Instructions for the task =>
Each line containing the word "components" must be reported.

Recorded information =>

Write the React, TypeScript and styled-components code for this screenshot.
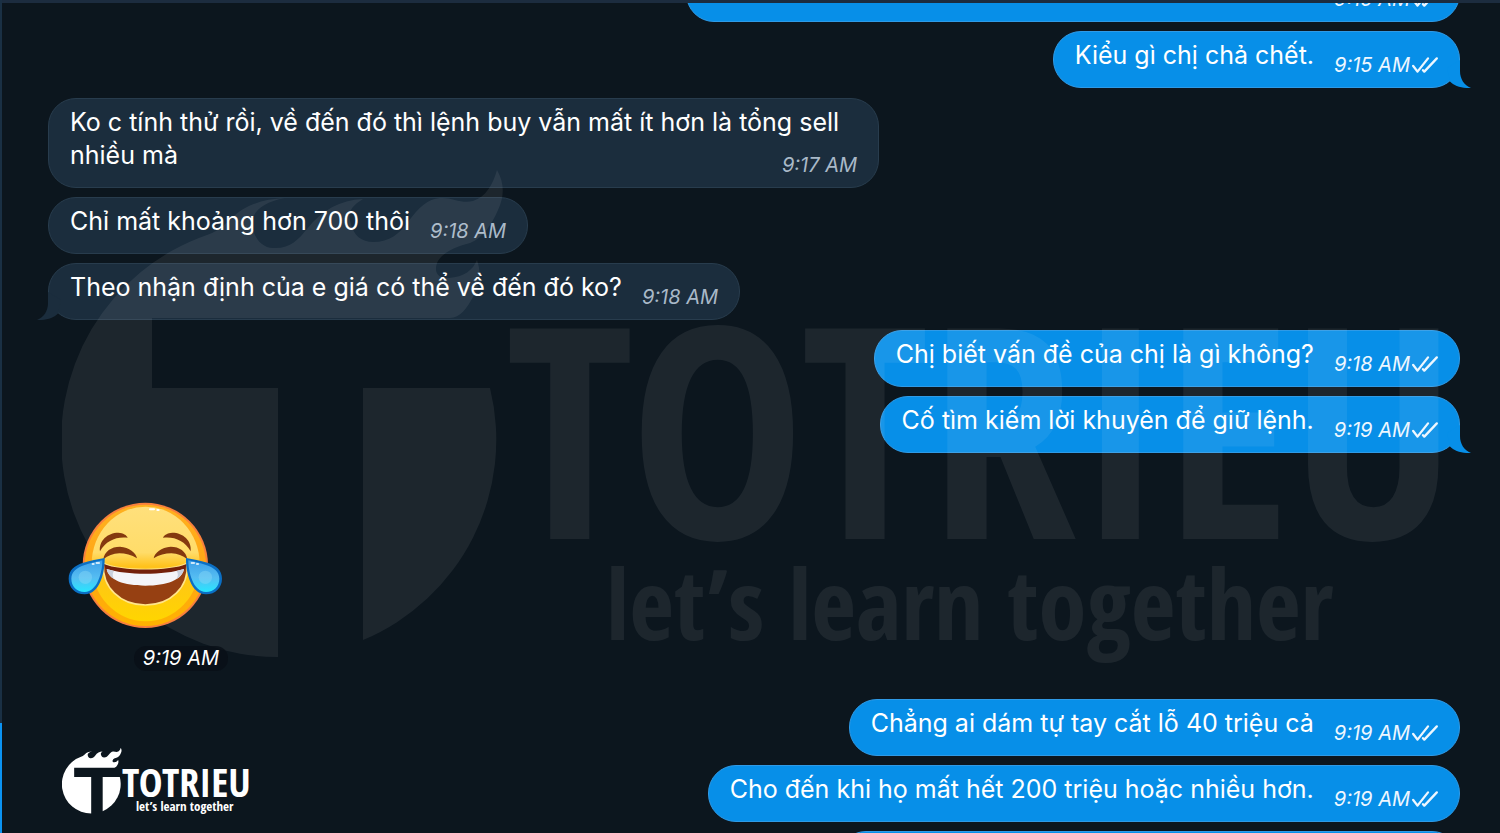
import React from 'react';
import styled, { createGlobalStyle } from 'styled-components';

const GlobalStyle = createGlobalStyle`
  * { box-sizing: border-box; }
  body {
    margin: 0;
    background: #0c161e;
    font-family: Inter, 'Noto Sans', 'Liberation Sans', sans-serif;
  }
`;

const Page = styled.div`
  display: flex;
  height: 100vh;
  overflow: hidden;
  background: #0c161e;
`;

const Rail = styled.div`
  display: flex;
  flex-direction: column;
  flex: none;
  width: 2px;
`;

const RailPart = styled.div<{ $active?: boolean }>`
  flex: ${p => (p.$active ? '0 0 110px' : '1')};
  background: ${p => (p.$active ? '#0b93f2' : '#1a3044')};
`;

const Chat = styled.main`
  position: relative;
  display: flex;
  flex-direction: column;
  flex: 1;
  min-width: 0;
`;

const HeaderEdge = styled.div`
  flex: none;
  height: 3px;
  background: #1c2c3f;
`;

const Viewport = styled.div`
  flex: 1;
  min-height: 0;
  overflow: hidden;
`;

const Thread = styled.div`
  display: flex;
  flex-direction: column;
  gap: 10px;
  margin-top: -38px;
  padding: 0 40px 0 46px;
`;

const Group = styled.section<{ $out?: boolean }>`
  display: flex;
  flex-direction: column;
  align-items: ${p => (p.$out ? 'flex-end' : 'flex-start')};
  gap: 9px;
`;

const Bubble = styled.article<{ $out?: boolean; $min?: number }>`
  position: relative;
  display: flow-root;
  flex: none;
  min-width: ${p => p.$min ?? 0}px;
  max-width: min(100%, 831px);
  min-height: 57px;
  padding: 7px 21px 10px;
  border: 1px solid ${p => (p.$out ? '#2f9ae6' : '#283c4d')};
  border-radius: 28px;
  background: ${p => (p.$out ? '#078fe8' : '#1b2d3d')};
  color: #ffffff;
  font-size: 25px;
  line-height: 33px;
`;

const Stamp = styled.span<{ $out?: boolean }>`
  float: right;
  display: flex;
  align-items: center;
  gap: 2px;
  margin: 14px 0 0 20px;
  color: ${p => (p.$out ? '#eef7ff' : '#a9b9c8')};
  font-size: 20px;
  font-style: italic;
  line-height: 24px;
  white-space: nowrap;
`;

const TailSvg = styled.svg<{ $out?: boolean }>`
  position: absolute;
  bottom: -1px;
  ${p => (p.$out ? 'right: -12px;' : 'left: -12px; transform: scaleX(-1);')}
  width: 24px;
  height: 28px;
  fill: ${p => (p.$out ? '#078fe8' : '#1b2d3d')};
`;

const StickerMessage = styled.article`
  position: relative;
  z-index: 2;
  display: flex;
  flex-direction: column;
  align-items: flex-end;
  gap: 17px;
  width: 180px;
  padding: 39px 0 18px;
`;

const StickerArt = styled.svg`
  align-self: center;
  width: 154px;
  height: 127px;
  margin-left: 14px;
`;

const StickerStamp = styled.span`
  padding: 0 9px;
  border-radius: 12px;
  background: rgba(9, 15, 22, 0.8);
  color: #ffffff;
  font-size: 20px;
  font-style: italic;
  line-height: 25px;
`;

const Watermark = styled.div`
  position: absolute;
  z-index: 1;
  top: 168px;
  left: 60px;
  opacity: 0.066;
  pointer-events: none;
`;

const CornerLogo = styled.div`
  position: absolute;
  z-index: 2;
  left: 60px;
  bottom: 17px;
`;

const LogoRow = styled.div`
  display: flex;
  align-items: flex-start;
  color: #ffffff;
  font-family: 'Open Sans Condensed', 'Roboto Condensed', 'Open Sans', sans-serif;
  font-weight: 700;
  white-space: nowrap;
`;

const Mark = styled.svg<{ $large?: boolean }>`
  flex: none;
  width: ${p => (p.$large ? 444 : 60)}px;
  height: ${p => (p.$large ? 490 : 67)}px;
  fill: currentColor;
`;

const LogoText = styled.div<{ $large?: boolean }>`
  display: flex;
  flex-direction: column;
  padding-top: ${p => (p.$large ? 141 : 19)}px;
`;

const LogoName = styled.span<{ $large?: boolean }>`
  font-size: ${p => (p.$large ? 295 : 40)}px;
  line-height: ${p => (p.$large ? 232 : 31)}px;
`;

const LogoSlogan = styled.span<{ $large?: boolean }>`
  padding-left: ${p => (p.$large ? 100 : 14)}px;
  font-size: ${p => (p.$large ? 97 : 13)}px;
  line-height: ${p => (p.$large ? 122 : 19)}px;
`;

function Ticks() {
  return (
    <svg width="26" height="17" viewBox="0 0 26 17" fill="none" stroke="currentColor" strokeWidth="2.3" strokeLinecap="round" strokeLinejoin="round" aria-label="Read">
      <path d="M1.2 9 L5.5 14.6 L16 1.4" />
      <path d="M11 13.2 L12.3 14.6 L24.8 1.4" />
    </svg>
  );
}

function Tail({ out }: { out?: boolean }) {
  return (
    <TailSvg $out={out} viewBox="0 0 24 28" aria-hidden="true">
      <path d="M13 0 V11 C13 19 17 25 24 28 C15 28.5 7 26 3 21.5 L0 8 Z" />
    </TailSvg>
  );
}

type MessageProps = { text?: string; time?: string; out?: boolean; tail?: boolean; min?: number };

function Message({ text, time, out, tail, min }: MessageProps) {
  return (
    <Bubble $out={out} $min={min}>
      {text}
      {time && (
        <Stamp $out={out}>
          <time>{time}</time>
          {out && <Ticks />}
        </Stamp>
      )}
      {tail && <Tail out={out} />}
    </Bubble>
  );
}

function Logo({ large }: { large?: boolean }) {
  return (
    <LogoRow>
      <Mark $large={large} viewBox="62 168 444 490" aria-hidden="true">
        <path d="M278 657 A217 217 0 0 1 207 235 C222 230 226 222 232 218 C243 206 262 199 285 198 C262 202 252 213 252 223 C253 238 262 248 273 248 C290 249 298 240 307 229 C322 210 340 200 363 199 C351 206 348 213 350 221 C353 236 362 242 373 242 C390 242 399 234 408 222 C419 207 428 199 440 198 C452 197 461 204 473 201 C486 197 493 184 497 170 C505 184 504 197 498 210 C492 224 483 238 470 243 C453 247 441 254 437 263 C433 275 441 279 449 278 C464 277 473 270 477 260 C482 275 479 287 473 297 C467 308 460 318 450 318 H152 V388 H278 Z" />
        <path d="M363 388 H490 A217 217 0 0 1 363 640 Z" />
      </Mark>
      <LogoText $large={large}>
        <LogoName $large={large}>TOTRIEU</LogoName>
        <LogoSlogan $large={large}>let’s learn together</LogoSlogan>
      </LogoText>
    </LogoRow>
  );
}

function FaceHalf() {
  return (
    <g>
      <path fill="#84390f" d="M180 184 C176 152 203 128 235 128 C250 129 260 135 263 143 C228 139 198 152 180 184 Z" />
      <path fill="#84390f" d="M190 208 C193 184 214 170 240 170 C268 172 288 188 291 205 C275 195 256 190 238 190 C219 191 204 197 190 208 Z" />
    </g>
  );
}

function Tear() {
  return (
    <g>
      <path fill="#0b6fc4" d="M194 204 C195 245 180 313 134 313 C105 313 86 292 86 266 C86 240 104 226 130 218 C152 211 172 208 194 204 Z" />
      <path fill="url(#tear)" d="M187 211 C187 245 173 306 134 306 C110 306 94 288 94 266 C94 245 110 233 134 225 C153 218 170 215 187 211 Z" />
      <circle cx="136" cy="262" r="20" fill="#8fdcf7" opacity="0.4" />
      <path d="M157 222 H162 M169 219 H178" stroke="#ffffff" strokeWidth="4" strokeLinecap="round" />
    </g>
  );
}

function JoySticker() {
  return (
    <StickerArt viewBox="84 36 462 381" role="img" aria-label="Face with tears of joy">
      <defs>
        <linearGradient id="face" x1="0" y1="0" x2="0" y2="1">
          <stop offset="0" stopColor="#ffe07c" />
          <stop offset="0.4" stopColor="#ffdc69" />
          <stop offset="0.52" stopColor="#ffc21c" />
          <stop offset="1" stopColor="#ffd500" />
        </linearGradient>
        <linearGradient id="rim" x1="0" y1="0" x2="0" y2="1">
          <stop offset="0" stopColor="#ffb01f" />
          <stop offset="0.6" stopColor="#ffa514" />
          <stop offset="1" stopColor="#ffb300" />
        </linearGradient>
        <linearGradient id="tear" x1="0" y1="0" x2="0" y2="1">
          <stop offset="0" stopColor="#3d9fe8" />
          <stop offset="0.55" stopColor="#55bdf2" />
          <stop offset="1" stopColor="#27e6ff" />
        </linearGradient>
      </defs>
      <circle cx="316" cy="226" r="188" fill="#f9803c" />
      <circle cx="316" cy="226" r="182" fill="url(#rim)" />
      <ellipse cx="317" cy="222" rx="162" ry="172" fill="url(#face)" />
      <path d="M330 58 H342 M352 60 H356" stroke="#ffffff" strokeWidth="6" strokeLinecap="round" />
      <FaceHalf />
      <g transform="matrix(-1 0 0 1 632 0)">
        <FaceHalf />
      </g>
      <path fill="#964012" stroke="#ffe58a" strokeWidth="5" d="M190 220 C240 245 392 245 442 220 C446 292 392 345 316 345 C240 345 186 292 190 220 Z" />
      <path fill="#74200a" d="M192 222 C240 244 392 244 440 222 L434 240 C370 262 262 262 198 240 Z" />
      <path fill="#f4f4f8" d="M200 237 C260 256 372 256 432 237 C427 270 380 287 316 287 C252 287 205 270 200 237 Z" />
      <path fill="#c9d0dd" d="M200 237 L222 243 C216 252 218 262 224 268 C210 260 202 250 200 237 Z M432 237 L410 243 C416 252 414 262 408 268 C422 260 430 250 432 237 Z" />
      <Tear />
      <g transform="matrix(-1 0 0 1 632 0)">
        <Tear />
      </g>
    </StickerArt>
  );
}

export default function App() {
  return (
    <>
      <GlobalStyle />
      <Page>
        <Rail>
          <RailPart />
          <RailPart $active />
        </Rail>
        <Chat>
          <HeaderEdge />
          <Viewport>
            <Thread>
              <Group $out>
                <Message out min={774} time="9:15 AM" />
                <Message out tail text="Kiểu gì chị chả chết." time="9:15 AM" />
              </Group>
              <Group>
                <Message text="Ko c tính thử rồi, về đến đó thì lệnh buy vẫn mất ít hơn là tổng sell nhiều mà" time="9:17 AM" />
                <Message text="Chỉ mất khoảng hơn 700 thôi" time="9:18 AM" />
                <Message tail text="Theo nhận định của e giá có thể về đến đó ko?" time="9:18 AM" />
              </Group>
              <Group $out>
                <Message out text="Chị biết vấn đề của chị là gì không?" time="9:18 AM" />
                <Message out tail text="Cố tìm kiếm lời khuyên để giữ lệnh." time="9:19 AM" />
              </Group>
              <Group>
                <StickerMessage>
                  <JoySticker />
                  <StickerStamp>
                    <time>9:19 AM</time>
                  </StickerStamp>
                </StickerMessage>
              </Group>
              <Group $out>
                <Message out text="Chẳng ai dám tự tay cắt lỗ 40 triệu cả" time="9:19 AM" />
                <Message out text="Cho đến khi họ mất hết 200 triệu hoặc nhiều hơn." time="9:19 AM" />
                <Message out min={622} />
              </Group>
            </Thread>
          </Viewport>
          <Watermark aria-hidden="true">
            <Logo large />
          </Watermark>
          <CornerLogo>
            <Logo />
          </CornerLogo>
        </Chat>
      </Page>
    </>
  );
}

Exercise solution =>
Write the React, TypeScript and styled-components code for this screenshot.
import styled, { createGlobalStyle } from 'styled-components';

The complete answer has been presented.